Task statement —
Select from the records below every line that has the word "TypeScript" in it.

Collected data entries —
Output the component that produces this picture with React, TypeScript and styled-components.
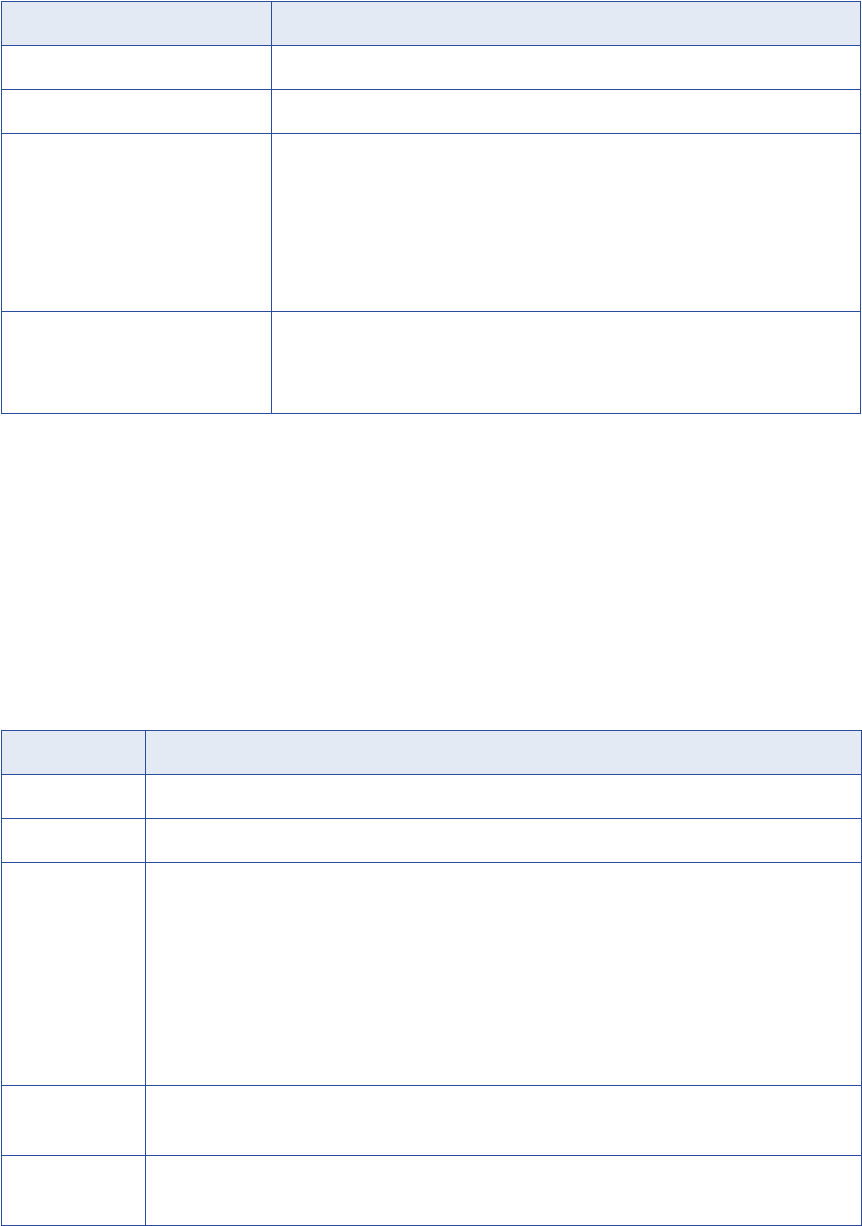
import React, { FC } from 'react';
import styled, { createGlobalStyle } from 'styled-components';

const GlobalStyle = createGlobalStyle`
    html, body {
        margin: 0;
        padding: 0;
        background: #fff;
        font-family: "Liberation Sans", Arial, sans-serif;
    }
`;

const Page = styled.div`
    padding: 1px 0 0 1px;
    width: 862px;
    box-sizing: border-box;
`;

const Table = styled.div<{ $cols: string; $gap?: number }>`
    display: grid;
    grid-template-columns: ${p => p.$cols};
    border-top: 1px solid #2b4c9c;
    border-left: 1px solid #2b4c9c;
    margin-top: ${p => p.$gap || 0}px;
    width: fit-content;
`;

const Cell = styled.div<{ $h: number; $head?: boolean }>`
    box-sizing: border-box;
    height: ${p => p.$h}px;
    border-right: 1px solid #2b4c9c;
    border-bottom: 1px solid #2b4c9c;
    background: ${p => (p.$head ? '#e4eaf4' : '#fff')};
`;

interface GridProps {
    cols: number[];
    rows: number[];
    gap?: number;
}

const EmptyTable: FC<GridProps> = ({ cols, rows, gap }) => (
    <Table $cols={cols.map(c => `${c}px`).join(' ')} $gap={gap}>
        {rows.map((h, r) =>
            cols.map((_, c) => <Cell key={`${r}-${c}`} $h={h} $head={r === 0} />)
        )}
    </Table>
);

const App: FC = () => (
    <>
        <GlobalStyle />
        <Page>
            <EmptyTable cols={[270, 589]} rows={[44, 44, 44, 178, 102]} />
            <EmptyTable cols={[144, 716]} rows={[44, 44, 44, 223, 70, 70]} gap={316} />
        </Page>
    </>
);

export default App;
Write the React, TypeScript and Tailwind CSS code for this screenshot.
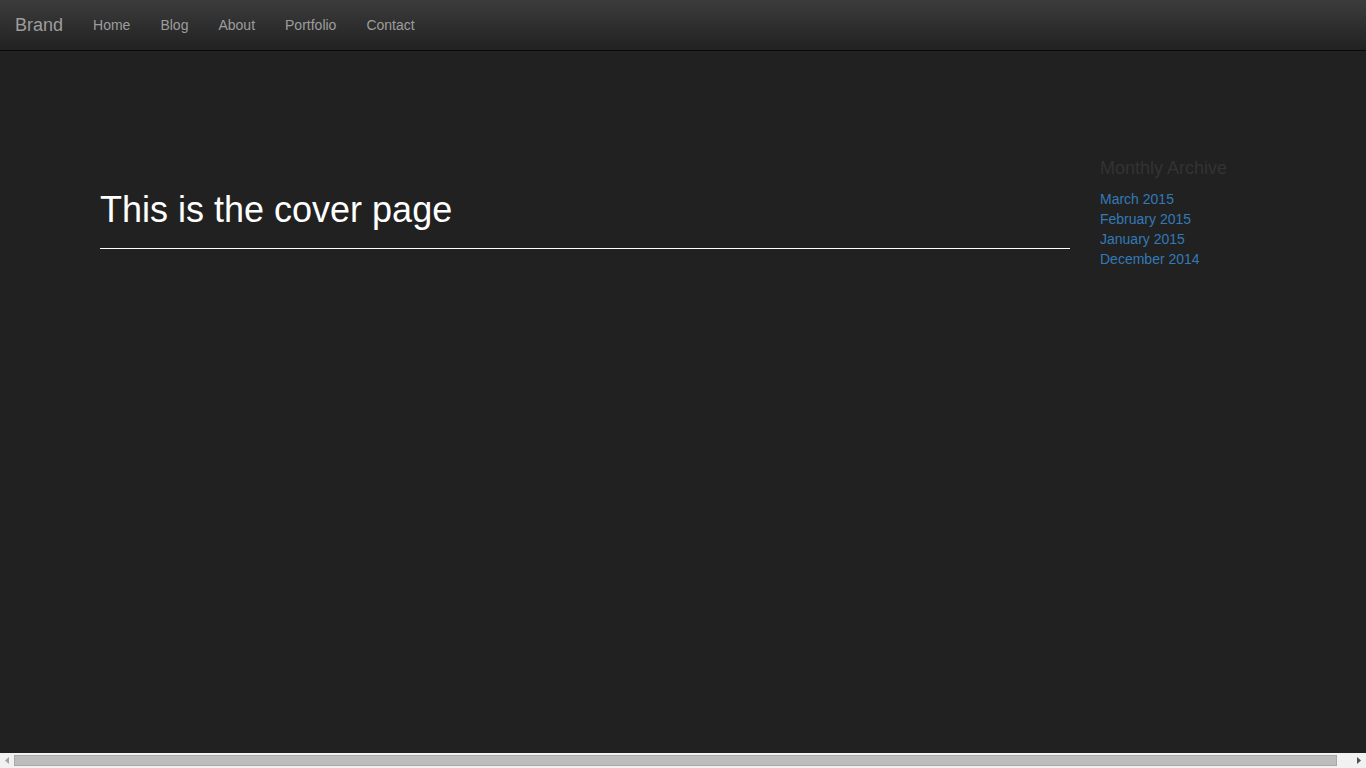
export default function App() {
  const archive = ["March 2015", "February 2015", "January 2015", "December 2014"];
  const links = ["Home", "Blog", "About", "Portfolio", "Contact"];

  return (
    <div className="flex h-screen flex-col bg-[#212121] font-['Liberation_Sans',Arial,sans-serif] text-[14px] leading-[20px]">
      <div className="flex-1 overflow-hidden">
        <nav className="flex h-[51px] border-b border-[#080808] bg-gradient-to-b from-[#3c3c3c] to-[#222222]">
          <a href="#" className="block p-[15px] text-[18px] leading-[20px] text-[#9d9d9d]">
            Brand
          </a>
          <ul className="flex">
            {links.map((l) => (
              <li key={l}>
                <a href="#" className="block p-[15px] text-[#9d9d9d]">
                  {l}
                </a>
              </li>
            ))}
          </ul>
        </nav>

        <div className="flex pl-[100px]">
          <main className="w-[970px] pt-[139px]">
            <div className="border-b border-white pb-[8px]">
              <h1 className="mb-[10px] text-[36px] leading-[39.6px] text-white">This is the cover page</h1>
            </div>
          </main>

          <aside className="ml-[30px] pt-[108px]">
            <h4 className="mb-[10px] text-[18px] leading-[19.8px] text-[#333333]">Monthly Archive</h4>
            <ol>
              {archive.map((a) => (
                <li key={a}>
                  <a href="#" className="text-[#337ab7]">
                    {a}
                  </a>
                </li>
              ))}
            </ol>
          </aside>
        </div>
      </div>

      {/* horizontal scrollbar */}
      <div className="flex h-[15px] items-center bg-[#f1f1f1]">
        <div className="flex w-[14px] justify-center">
          <svg width="4" height="7" viewBox="0 0 4 7">
            <path d="M4 0 L0 3.5 L4 7 Z" fill="#a3a3a3" />
          </svg>
        </div>
        <div className="h-[11px] w-[1323px] border border-[#a9a9a9] bg-[#bcbcbc]" />
        <div className="flex-1" />
        <div className="flex w-[14px] justify-center">
          <svg width="4" height="7" viewBox="0 0 4 7">
            <path d="M0 0 L4 3.5 L0 7 Z" fill="#505050" />
          </svg>
        </div>
      </div>
    </div>
  );
}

Solved exercise —
Output the component that produces this picture with React, TypeScript and styled-components.
Write the React, TypeScript and Tailwind CSS code for this screenshot.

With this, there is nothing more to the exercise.